### TASK INSTRUCTIONS
Repeat the material below word for word and leave out all pictures.

### COLLECTED DATA
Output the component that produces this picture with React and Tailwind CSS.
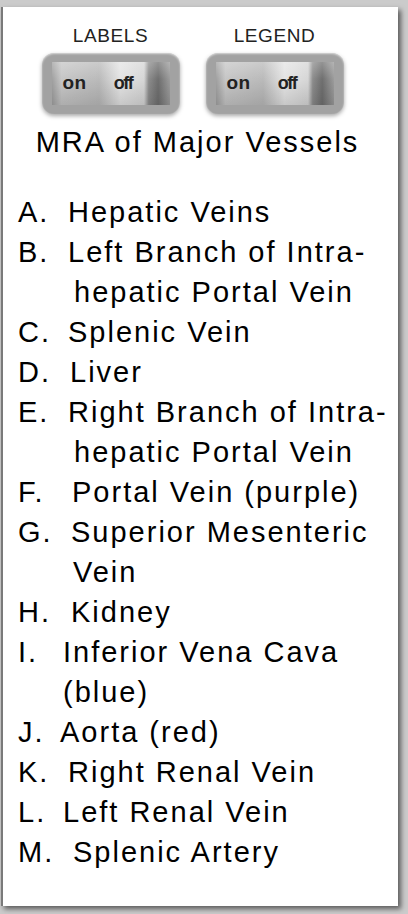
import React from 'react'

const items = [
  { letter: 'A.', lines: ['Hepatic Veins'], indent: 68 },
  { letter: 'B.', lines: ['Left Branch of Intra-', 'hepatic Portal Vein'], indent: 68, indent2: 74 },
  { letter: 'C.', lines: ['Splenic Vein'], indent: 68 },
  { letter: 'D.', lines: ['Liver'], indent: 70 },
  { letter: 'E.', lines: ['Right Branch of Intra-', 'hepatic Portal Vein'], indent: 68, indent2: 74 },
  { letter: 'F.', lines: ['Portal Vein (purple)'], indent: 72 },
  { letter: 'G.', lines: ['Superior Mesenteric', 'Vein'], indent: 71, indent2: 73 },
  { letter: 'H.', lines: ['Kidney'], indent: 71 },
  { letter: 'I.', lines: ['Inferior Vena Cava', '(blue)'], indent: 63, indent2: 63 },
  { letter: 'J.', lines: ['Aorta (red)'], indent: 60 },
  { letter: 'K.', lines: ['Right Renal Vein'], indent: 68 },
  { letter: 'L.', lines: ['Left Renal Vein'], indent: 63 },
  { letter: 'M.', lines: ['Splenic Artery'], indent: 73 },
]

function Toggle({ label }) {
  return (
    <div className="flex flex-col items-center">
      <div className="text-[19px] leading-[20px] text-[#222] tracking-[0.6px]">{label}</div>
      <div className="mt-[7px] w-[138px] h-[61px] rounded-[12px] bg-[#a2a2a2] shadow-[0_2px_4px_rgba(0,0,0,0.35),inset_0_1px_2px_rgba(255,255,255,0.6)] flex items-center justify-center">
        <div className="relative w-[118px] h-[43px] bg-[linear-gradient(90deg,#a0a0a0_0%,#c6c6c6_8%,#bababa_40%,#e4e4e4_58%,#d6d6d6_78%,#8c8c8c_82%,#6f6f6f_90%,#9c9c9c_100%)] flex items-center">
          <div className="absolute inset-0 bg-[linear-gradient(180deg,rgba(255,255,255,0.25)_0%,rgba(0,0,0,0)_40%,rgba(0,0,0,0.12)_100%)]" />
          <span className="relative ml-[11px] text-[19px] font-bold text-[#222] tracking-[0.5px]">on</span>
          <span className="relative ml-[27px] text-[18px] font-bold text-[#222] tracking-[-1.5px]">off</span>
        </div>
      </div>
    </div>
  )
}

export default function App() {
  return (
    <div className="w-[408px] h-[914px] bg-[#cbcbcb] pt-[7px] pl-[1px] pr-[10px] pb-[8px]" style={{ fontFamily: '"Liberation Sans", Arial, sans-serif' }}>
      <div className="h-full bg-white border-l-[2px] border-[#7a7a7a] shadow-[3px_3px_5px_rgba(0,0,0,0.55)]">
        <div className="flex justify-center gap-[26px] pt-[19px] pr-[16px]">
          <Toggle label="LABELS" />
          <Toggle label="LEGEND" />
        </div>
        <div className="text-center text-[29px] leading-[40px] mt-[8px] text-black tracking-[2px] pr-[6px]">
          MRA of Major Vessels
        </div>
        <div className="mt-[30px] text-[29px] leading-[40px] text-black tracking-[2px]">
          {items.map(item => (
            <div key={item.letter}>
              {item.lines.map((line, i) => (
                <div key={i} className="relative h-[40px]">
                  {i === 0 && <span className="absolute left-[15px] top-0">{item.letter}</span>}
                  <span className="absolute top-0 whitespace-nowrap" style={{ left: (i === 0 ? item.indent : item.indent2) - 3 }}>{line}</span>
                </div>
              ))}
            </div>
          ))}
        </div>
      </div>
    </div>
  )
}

### RESULT
Output the component that produces this picture with React and Tailwind CSS.
import React from 'react'

const items = [
  { letter: 'A.', lines: ['Hepatic Veins'], indent: 68 },
  { letter: 'B.', lines: ['Left Branch of Intra-', 'hepatic Portal Vein'], indent: 68, indent2: 74 },
  { letter: 'C.', lines: ['Splenic Vein'], indent: 68 },
  { letter: 'D.', lines: ['Liver'], indent: 70 },
  { letter: 'E.', lines: ['Right Branch of Intra-', 'hepatic Portal Vein'], indent: 68, indent2: 74 },
  { letter: 'F.', lines: ['Portal Vein (purple)'], indent: 72 },
  { letter: 'G.', lines: ['Superior Mesenteric', 'Vein'], indent: 71, indent2: 73 },
  { letter: 'H.', lines: ['Kidney'], indent: 71 },
  { letter: 'I.', lines: ['Inferior Vena Cava', '(blue)'], indent: 63, indent2: 63 },
  { letter: 'J.', lines: ['Aorta (red)'], indent: 60 },
  { letter: 'K.', lines: ['Right Renal Vein'], indent: 68 },
  { letter: 'L.', lines: ['Left Renal Vein'], indent: 63 },
  { letter: 'M.', lines: ['Splenic Artery'], indent: 73 },
]

function Toggle({ label }) {
  return (
    <div className="flex flex-col items-center">
      <div className="text-[19px] leading-[20px] text-[#222] tracking-[0.6px]">{label}</div>
      <div className="mt-[7px] w-[138px] h-[61px] rounded-[12px] bg-[#a2a2a2] shadow-[0_2px_4px_rgba(0,0,0,0.35),inset_0_1px_2px_rgba(255,255,255,0.6)] flex items-center justify-center">
        <div className="relative w-[118px] h-[43px] bg-[linear-gradient(90deg,#a0a0a0_0%,#c6c6c6_8%,#bababa_40%,#e4e4e4_58%,#d6d6d6_78%,#8c8c8c_82%,#6f6f6f_90%,#9c9c9c_100%)] flex items-center">
          <div className="absolute inset-0 bg-[linear-gradient(180deg,rgba(255,255,255,0.25)_0%,rgba(0,0,0,0)_40%,rgba(0,0,0,0.12)_100%)]" />
          <span className="relative ml-[11px] text-[19px] font-bold text-[#222] tracking-[0.5px]">on</span>
          <span className="relative ml-[27px] text-[18px] font-bold text-[#222] tracking-[-1.5px]">off</span>
        </div>
      </div>
    </div>
  )
}

export default function App() {
  return (
    <div className="w-[408px] h-[914px] bg-[#cbcbcb] pt-[7px] pl-[1px] pr-[10px] pb-[8px]" style={{ fontFamily: '"Liberation Sans", Arial, sans-serif' }}>
      <div className="h-full bg-white border-l-[2px] border-[#7a7a7a] shadow-[3px_3px_5px_rgba(0,0,0,0.55)]">
        <div className="flex justify-center gap-[26px] pt-[19px] pr-[16px]">
          <Toggle label="LABELS" />
          <Toggle label="LEGEND" />
        </div>
        <div className="text-center text-[29px] leading-[40px] mt-[8px] text-black tracking-[2px] pr-[6px]">
          MRA of Major Vessels
        </div>
        <div className="mt-[30px] text-[29px] leading-[40px] text-black tracking-[2px]">
          {items.map(item => (
            <div key={item.letter}>
              {item.lines.map((line, i) => (
                <div key={i} className="relative h-[40px]">
                  {i === 0 && <span className="absolute left-[15px] top-0">{item.letter}</span>}
                  <span className="absolute top-0 whitespace-nowrap" style={{ left: (i === 0 ? item.indent : item.indent2) - 3 }}>{line}</span>
                </div>
              ))}
            </div>
          ))}
        </div>
      </div>
    </div>
  )
}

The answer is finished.